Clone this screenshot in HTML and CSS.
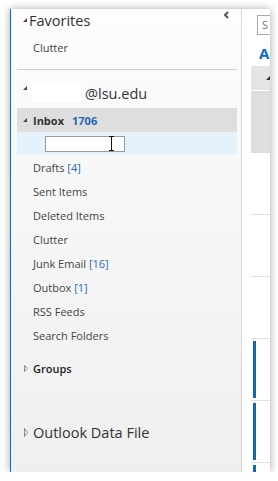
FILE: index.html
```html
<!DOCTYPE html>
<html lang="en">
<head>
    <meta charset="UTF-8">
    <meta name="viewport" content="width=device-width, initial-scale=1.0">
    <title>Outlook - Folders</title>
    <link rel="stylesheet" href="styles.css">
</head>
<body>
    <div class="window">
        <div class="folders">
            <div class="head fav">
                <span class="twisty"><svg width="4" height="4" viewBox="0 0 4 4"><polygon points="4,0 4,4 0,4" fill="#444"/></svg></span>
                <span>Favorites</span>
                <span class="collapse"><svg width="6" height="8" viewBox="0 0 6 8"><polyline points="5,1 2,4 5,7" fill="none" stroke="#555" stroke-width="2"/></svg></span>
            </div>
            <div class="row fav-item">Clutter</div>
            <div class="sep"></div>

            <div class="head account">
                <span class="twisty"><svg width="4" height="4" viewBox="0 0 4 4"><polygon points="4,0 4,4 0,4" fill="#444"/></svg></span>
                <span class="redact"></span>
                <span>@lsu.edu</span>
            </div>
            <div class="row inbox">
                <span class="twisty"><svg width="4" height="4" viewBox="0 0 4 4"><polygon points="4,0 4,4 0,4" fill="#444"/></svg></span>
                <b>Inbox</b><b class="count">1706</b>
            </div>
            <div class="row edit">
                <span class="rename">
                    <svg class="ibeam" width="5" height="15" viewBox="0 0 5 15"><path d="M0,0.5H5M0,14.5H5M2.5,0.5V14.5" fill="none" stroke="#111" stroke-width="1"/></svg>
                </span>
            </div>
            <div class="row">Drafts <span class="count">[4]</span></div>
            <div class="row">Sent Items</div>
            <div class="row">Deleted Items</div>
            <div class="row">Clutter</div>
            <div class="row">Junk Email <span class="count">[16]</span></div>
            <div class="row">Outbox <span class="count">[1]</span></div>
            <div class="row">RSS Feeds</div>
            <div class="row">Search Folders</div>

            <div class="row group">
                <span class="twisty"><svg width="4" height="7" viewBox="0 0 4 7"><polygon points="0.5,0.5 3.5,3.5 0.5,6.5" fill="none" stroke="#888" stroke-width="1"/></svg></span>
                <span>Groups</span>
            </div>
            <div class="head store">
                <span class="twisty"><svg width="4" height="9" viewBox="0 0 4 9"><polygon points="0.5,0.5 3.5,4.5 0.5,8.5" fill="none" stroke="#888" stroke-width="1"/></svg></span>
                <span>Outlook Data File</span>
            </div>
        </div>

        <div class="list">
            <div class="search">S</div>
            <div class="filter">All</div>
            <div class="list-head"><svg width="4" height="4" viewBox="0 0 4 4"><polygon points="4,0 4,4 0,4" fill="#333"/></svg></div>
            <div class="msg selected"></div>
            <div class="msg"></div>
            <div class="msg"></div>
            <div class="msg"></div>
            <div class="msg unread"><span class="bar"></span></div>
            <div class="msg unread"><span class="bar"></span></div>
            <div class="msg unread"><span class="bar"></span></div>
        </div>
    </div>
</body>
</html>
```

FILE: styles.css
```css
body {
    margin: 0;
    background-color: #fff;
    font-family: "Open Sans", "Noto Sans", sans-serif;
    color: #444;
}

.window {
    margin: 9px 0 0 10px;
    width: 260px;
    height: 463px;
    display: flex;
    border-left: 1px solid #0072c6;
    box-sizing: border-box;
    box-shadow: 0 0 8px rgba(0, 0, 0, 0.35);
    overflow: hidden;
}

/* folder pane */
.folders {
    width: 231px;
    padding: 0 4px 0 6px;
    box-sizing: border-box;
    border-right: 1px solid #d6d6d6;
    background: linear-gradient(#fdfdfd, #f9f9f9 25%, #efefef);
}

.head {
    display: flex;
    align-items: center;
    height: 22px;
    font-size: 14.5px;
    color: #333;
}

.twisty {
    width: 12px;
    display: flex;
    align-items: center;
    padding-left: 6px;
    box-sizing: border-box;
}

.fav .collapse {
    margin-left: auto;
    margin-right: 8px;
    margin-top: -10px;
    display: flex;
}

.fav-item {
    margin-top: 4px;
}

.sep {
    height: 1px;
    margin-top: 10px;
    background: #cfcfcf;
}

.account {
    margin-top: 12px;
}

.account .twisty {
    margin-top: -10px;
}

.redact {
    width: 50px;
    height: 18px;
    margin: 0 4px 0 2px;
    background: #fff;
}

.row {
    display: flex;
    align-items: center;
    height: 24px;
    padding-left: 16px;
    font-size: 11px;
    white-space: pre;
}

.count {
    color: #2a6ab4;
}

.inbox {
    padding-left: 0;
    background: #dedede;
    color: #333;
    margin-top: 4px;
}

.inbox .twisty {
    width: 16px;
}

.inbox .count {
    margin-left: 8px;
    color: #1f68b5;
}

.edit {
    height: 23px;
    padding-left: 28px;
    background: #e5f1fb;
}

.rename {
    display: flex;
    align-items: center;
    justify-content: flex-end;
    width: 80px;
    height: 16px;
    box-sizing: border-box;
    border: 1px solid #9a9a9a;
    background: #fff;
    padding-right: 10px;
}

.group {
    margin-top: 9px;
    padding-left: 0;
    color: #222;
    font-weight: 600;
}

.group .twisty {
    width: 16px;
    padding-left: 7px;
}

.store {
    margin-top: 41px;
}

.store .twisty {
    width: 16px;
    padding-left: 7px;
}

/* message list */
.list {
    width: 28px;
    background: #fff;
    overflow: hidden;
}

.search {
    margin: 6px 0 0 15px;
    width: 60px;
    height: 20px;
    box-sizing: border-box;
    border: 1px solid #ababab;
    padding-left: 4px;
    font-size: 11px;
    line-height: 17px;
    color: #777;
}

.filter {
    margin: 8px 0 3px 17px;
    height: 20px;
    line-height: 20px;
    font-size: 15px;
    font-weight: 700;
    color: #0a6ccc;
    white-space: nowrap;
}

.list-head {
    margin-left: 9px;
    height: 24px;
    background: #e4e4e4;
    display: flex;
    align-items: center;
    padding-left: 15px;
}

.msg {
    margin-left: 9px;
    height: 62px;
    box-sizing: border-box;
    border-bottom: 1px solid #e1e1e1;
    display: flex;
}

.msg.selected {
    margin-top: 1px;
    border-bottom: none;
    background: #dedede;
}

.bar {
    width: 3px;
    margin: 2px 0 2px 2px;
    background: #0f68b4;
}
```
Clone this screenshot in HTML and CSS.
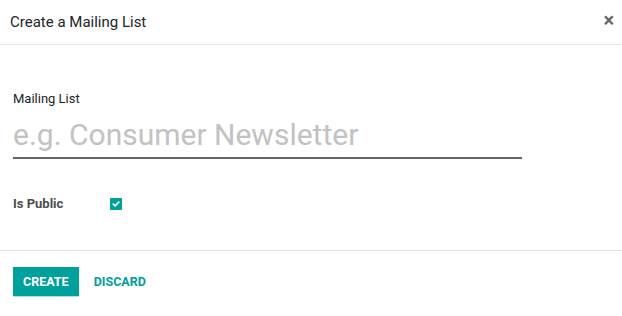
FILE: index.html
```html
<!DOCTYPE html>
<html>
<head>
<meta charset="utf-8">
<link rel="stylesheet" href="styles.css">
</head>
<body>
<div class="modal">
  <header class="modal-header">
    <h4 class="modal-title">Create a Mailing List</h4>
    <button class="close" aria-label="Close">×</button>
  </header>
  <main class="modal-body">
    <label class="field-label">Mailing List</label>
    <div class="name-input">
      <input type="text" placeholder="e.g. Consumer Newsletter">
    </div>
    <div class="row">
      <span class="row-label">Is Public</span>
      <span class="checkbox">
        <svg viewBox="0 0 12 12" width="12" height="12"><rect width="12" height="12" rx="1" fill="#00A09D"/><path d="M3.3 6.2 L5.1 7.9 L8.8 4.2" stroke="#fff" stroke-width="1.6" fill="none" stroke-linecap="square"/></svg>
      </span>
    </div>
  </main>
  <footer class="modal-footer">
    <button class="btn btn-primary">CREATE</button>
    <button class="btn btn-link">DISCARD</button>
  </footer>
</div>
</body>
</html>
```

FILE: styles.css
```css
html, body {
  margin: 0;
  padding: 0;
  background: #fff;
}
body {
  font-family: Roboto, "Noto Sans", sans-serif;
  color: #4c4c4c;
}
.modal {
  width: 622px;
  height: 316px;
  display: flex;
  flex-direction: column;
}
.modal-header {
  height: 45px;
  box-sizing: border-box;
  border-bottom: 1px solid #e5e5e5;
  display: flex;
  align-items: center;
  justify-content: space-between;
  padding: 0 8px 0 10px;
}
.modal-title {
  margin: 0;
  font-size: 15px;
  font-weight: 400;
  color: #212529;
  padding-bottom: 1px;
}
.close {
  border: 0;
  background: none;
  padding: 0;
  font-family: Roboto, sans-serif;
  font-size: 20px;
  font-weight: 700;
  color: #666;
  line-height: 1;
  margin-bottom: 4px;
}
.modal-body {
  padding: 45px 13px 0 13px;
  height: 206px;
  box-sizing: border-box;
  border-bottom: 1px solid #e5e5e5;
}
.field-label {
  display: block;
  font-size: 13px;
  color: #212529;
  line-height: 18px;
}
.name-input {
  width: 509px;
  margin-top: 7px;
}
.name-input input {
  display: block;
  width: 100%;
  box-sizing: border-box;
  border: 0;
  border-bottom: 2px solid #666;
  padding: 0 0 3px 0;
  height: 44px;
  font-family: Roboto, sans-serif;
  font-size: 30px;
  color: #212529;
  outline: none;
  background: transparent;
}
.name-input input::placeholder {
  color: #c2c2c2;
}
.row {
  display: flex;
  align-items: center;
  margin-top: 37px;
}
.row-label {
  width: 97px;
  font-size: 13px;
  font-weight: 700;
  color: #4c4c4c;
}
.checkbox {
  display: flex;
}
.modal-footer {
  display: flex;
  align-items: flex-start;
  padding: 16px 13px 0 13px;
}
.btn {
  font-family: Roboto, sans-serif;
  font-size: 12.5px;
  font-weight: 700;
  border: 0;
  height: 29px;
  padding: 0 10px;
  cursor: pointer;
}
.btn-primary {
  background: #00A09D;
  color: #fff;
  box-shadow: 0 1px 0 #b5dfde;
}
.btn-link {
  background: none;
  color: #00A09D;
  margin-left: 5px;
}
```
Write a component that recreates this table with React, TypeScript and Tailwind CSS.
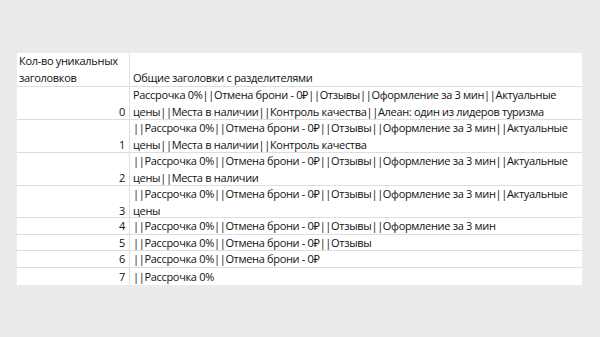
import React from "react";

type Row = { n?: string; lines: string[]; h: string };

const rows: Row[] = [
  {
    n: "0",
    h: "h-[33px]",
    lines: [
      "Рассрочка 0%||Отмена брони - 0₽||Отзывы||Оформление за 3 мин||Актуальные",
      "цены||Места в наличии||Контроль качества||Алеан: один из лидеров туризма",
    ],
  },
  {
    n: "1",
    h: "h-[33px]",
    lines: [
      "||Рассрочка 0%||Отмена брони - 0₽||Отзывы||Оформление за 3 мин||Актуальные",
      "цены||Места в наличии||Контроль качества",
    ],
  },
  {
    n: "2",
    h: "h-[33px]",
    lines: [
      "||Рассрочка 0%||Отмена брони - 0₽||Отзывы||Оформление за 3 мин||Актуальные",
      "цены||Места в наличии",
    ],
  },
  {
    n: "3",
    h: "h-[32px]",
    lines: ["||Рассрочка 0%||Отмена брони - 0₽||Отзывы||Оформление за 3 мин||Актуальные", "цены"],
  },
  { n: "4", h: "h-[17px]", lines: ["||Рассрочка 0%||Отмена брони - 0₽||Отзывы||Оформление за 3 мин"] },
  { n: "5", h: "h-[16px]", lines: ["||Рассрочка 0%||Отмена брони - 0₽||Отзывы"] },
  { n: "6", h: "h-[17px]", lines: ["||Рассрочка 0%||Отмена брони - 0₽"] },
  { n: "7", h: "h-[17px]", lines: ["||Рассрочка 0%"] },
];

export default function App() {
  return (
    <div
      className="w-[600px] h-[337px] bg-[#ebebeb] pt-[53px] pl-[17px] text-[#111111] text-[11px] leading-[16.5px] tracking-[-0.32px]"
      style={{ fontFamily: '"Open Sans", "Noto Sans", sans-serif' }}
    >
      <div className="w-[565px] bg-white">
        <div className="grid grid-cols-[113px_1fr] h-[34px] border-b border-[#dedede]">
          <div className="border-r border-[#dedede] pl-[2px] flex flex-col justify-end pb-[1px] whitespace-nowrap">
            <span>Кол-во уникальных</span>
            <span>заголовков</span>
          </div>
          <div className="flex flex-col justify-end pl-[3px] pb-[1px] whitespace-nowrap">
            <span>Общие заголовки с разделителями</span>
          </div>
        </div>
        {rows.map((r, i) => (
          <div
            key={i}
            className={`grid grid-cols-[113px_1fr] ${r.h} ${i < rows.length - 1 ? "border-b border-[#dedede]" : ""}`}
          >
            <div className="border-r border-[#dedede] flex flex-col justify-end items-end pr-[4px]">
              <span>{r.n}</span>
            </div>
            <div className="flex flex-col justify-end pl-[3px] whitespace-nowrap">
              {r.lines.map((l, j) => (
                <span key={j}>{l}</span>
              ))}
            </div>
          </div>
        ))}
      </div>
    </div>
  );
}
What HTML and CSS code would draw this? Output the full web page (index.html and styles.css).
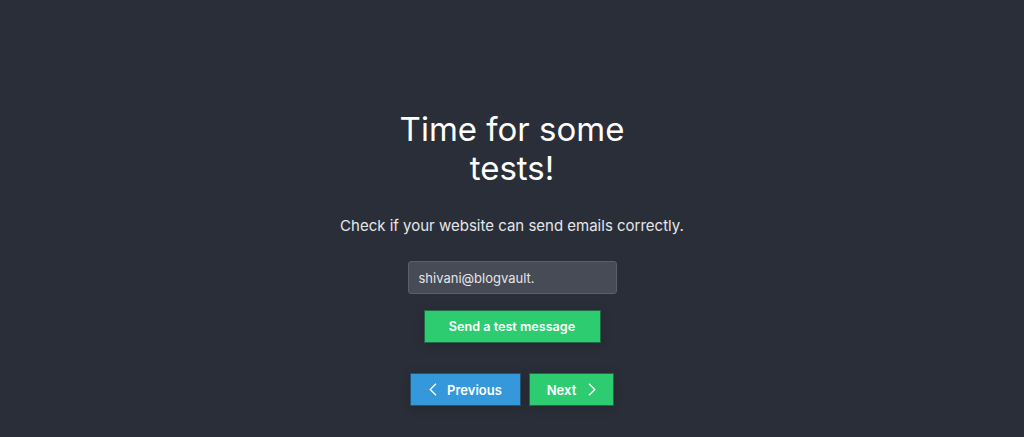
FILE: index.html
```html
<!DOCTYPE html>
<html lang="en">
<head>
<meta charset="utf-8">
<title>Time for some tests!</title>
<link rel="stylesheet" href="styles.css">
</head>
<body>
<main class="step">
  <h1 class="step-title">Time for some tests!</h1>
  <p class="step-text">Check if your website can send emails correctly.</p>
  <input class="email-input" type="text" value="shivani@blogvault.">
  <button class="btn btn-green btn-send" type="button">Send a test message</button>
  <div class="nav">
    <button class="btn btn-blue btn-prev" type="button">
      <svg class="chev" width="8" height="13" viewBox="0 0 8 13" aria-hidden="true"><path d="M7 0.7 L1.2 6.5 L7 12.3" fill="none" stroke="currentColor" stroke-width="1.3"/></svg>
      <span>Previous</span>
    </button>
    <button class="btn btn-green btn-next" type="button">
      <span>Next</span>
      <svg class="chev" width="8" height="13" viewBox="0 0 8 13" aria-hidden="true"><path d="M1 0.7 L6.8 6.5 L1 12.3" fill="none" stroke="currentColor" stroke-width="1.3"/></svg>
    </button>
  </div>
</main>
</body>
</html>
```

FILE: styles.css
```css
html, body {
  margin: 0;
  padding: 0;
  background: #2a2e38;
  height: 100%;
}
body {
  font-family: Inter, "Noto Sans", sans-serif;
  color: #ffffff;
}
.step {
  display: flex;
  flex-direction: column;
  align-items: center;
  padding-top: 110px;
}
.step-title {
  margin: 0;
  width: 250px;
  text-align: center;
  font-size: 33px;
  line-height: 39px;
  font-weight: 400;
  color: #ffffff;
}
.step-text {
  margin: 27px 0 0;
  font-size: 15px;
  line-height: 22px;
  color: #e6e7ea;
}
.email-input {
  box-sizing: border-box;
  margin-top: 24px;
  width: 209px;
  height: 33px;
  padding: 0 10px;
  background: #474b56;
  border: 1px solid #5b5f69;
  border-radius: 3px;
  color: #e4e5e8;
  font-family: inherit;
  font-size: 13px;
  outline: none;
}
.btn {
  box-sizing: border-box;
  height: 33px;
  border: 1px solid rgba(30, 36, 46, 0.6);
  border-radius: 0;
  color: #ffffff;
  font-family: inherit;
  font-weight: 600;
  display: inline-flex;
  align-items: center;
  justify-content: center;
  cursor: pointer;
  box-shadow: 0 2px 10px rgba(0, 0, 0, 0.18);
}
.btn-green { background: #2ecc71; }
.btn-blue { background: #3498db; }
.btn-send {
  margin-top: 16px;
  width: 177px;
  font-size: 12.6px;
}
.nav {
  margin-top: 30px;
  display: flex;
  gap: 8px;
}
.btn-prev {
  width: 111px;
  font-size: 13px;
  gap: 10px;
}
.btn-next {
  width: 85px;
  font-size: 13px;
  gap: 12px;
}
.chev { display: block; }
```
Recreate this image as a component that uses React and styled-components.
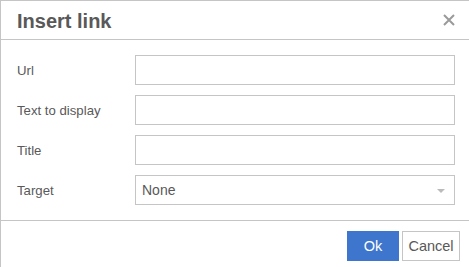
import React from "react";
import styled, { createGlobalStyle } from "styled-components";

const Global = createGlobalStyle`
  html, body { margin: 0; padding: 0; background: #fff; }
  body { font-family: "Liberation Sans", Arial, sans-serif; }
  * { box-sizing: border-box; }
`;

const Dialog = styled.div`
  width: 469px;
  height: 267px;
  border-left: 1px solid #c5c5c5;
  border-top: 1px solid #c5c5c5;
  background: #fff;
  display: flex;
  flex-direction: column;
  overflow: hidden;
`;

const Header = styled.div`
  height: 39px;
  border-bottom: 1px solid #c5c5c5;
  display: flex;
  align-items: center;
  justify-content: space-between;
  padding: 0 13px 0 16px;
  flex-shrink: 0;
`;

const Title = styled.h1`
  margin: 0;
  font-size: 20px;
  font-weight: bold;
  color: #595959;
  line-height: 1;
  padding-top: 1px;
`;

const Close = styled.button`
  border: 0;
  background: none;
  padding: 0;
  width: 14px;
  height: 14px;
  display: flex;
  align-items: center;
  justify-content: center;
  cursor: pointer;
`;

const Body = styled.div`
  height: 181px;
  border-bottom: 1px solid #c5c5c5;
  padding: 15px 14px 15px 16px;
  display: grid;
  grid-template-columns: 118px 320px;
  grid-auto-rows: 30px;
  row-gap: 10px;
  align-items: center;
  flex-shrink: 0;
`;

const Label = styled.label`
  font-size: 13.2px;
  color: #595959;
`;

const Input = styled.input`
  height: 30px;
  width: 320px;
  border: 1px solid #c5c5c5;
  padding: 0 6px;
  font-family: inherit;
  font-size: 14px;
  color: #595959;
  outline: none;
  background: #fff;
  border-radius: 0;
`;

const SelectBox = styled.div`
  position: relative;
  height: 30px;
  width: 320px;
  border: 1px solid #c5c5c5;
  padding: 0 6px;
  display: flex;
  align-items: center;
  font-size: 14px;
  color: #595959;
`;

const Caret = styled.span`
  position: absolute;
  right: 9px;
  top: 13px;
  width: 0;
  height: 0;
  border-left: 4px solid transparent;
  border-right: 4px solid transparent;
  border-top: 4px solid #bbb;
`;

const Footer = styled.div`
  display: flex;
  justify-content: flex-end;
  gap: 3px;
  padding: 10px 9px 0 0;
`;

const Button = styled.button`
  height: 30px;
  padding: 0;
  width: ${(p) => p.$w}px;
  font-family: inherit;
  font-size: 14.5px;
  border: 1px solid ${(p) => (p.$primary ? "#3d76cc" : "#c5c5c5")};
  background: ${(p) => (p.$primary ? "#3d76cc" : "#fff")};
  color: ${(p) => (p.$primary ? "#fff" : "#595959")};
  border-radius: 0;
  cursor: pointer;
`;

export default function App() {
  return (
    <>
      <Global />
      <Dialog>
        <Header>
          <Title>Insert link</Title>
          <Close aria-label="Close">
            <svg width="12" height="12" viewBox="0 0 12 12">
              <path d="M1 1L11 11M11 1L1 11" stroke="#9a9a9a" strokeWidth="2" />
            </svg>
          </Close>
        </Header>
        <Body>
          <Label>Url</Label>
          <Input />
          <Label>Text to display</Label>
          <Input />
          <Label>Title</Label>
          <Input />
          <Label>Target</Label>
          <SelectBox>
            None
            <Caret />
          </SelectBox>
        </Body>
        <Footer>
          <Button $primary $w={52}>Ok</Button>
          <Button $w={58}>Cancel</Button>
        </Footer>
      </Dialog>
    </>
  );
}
======
:: Given exercise ::
Using the data above, set down each line from the line with "Write a component" to the line with "string; lines: string[];" exactly, both ends included, and leave the pictures behind. Nothing else belongs.

:: Exercise result ::
Write a component that recreates this table with React, TypeScript and Tailwind CSS.
import React from "react";

type Row = { n?: string; lines: string[]; h: string };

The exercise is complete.